### TASK TO CARRY OUT
Scan the records below. List lines holding "this".

### PROVIDED DATA

** START **

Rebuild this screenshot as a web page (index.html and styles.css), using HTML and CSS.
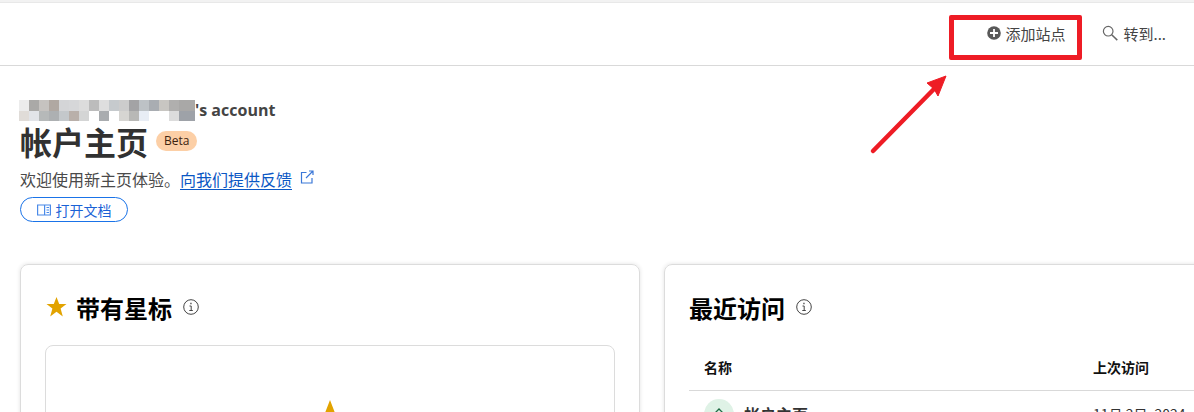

** END **
** START **

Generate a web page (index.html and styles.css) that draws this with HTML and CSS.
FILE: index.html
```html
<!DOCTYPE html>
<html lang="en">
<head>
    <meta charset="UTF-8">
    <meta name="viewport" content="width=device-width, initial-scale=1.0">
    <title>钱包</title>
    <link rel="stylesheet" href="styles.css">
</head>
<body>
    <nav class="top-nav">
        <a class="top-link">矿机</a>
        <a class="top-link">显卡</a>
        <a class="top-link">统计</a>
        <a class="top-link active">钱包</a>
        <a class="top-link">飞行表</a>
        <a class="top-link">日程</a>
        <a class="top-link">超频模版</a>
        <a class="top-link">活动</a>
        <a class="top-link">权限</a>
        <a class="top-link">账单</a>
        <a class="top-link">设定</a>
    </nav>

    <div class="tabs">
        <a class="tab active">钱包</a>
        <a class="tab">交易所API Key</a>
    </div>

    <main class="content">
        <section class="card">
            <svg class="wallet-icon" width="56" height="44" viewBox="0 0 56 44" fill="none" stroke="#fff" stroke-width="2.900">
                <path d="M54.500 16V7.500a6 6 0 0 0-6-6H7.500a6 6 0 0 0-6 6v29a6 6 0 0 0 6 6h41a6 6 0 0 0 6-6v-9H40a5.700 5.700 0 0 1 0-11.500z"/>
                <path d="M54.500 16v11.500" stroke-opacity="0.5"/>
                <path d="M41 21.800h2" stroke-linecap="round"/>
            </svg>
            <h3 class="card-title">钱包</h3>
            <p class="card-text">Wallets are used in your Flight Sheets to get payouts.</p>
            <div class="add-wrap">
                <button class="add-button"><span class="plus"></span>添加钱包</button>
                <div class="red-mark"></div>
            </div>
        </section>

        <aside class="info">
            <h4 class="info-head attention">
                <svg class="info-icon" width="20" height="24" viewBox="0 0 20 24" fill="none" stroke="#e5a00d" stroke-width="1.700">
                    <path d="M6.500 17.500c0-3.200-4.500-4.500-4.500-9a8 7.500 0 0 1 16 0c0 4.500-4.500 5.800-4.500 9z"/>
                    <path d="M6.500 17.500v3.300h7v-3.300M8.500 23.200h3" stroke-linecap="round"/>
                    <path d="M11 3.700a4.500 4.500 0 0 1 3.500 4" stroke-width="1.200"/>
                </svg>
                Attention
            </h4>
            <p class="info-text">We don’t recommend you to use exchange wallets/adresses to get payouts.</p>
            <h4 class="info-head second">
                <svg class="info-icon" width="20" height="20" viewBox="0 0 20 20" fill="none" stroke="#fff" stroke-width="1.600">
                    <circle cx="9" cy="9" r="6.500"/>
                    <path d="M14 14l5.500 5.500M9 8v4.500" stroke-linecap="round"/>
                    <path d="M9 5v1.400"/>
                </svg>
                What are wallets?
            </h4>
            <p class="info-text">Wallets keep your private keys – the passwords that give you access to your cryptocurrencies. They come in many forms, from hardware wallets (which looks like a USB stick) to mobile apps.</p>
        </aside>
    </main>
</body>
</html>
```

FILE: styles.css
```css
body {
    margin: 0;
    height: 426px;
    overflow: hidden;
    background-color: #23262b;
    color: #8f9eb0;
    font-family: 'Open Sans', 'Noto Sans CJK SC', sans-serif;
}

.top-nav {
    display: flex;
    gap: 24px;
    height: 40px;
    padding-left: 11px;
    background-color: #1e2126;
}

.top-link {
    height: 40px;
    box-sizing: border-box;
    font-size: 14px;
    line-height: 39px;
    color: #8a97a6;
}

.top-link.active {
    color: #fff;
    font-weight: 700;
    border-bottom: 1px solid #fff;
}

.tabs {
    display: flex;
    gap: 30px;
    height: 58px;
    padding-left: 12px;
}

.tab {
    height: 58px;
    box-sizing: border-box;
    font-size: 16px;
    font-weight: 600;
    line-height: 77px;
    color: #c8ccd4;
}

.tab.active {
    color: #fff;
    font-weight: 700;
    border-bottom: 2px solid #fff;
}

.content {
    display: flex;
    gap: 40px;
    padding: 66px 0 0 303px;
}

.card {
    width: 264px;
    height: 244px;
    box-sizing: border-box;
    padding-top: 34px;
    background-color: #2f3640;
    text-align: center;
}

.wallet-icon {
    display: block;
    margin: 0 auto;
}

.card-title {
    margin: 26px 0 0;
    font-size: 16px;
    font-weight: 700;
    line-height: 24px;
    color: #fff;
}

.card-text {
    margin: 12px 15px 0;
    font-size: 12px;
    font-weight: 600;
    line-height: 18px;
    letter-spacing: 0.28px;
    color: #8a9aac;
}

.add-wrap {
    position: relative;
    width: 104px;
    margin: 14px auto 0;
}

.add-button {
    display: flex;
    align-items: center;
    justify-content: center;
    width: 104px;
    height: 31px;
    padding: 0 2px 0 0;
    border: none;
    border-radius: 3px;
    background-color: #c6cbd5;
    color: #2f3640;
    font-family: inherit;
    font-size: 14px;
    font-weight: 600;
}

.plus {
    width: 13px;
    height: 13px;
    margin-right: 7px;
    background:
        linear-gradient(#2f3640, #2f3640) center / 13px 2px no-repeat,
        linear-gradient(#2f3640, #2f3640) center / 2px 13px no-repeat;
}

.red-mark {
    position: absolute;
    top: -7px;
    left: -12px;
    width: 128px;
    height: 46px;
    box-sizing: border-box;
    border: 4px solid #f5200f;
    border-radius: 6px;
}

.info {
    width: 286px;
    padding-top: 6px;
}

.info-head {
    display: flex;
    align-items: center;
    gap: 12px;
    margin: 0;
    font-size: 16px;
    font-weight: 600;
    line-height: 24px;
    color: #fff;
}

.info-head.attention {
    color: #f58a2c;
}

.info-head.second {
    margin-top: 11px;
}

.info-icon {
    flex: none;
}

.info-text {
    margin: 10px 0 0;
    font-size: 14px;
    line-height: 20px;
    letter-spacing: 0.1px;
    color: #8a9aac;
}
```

** END **

### EXERCISE OUTPUT
Rebuild this screenshot as a web page (index.html and styles.css), using HTML and CSS.
Generate a web page (index.html and styles.css) that draws this with HTML and CSS.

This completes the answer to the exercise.